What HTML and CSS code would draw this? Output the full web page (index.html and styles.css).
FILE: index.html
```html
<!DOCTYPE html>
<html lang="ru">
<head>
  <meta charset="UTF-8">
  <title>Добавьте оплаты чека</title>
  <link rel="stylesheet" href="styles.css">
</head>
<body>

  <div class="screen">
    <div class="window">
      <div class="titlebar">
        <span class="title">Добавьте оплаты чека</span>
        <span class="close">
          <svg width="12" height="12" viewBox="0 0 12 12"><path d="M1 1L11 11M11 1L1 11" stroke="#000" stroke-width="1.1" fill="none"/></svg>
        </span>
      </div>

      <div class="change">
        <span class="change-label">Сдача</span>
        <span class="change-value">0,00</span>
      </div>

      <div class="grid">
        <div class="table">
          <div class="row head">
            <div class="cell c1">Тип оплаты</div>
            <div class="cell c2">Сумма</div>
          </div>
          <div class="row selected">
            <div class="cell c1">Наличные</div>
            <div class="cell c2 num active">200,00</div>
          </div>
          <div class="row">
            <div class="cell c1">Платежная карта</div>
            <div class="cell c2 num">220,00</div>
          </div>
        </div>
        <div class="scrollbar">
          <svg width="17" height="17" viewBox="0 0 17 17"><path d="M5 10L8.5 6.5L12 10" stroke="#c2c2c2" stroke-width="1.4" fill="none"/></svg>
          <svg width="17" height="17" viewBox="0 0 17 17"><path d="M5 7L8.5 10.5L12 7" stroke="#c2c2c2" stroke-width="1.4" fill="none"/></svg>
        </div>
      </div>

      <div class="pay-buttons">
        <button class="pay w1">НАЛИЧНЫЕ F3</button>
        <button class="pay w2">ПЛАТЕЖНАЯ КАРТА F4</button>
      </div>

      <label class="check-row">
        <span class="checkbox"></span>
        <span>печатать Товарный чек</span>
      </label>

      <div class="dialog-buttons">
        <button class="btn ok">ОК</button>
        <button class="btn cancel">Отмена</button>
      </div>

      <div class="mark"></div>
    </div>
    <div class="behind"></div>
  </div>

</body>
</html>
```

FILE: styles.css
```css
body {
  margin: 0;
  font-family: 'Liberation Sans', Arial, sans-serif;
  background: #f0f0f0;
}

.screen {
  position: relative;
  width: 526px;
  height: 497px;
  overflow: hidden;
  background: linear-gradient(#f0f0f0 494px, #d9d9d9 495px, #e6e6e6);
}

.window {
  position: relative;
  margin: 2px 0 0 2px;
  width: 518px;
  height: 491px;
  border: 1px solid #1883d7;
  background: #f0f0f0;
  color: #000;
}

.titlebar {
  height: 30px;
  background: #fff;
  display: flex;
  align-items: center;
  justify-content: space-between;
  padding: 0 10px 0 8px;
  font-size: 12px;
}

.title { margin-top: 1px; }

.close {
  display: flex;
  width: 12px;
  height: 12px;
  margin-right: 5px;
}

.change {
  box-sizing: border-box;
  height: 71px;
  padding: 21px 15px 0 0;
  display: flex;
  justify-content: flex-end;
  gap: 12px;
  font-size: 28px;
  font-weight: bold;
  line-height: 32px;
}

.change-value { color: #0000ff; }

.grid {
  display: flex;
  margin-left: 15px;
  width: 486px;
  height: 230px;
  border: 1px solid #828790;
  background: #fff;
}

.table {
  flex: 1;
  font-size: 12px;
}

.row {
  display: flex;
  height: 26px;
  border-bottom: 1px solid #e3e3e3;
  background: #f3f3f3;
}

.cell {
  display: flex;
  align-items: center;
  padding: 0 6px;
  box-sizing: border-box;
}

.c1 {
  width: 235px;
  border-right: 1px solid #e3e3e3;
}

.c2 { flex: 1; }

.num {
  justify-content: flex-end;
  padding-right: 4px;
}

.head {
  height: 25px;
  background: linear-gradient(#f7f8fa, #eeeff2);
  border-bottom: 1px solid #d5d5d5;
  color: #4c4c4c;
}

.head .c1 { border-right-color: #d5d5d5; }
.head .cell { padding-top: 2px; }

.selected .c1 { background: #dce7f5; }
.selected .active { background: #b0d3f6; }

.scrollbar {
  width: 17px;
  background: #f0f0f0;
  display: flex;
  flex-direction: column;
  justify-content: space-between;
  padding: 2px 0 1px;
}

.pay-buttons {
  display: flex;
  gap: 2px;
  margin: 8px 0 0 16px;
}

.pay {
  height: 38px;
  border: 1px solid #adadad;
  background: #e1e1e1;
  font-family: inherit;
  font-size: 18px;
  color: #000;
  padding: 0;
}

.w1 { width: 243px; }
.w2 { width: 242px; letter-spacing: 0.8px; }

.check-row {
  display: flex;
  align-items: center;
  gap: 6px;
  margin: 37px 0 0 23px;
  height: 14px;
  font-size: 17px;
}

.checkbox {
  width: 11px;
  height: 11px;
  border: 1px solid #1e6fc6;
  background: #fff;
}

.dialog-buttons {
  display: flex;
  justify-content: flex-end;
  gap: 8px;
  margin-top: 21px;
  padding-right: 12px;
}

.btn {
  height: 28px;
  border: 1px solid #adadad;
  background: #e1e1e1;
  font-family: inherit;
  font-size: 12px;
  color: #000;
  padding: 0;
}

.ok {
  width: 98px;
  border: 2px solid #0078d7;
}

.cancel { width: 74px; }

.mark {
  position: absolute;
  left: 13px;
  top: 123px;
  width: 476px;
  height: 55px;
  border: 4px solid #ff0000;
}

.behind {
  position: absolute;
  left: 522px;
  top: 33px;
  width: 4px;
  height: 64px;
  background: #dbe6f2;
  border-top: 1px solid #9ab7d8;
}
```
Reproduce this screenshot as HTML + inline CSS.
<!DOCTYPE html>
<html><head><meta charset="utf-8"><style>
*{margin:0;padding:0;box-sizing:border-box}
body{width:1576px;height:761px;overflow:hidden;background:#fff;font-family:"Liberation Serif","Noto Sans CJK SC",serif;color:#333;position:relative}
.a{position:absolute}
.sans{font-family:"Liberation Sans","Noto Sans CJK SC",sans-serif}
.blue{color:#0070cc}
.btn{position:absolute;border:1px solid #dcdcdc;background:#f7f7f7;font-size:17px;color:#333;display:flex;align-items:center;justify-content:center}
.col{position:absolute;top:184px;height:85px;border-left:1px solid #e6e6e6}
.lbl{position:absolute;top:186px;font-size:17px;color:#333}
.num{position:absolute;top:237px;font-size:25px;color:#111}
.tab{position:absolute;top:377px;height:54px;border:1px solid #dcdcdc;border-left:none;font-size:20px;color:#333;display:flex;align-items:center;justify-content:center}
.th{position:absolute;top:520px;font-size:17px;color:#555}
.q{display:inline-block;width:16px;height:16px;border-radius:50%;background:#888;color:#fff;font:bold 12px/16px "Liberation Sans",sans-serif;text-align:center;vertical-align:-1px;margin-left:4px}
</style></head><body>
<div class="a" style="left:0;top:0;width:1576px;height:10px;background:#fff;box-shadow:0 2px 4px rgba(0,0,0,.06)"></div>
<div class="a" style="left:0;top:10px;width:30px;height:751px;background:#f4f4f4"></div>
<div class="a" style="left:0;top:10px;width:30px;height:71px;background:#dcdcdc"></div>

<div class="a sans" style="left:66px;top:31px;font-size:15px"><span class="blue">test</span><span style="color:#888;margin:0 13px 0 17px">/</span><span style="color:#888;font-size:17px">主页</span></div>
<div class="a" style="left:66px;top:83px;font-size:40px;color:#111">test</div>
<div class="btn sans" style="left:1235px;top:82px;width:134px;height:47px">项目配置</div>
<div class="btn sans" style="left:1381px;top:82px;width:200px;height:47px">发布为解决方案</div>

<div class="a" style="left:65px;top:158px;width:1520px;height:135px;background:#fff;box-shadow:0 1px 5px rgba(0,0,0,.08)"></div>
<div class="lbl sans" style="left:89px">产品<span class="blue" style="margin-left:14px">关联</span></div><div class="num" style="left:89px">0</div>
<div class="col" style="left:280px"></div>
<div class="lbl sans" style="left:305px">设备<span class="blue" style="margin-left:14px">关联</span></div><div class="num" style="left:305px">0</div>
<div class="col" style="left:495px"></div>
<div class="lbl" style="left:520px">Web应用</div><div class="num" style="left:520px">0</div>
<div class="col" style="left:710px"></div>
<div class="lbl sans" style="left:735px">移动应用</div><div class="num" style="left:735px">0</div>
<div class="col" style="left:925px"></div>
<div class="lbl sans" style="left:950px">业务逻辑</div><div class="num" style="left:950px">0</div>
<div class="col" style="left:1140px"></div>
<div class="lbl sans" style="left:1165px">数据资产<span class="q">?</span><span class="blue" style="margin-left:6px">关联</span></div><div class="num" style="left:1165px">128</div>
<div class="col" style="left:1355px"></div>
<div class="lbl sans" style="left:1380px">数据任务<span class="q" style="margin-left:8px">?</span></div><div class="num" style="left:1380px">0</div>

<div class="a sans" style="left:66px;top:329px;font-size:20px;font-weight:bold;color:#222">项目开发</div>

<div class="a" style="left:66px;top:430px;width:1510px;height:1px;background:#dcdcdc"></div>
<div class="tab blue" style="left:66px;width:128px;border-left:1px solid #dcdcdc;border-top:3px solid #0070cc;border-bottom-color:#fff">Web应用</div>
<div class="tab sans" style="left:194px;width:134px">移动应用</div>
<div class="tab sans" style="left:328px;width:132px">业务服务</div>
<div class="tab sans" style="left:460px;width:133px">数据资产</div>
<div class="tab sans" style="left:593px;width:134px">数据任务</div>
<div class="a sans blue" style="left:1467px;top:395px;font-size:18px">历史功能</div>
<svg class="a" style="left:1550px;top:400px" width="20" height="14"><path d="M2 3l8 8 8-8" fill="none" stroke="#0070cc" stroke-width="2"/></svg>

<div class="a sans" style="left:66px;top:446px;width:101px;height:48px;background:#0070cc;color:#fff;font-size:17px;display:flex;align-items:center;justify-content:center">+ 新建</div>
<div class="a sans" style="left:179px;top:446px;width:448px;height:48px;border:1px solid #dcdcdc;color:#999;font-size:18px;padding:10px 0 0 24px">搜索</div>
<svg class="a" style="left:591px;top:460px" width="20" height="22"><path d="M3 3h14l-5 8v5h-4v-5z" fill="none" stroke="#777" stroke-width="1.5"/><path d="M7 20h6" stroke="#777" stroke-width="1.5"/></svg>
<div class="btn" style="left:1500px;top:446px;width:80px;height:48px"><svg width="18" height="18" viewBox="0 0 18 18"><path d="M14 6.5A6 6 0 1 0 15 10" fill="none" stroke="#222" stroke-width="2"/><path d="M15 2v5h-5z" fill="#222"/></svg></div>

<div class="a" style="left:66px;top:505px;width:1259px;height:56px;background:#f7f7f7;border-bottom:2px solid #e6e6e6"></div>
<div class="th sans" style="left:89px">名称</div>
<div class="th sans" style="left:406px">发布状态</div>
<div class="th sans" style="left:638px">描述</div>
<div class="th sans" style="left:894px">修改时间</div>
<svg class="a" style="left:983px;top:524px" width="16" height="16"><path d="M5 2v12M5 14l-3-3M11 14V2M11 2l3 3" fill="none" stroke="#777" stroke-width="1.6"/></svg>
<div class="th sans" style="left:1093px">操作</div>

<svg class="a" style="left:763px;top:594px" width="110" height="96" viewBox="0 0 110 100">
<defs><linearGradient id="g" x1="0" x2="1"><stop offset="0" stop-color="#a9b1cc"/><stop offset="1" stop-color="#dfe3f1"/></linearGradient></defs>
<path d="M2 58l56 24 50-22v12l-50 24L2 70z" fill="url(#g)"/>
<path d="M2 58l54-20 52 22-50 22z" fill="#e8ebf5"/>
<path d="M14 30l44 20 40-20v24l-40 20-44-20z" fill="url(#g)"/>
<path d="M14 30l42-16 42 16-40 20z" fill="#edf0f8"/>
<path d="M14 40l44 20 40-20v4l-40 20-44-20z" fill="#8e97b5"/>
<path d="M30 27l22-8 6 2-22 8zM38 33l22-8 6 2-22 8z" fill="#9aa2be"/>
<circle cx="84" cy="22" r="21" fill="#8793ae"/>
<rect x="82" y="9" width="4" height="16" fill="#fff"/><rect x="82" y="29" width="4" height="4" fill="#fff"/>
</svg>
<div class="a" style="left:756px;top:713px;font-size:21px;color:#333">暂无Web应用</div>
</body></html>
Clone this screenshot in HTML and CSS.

+ + + + + + +

*EXERCISE TASK:*
Count the lines above that contain the word "inline", and give only that number.

*THE REPLY:*
2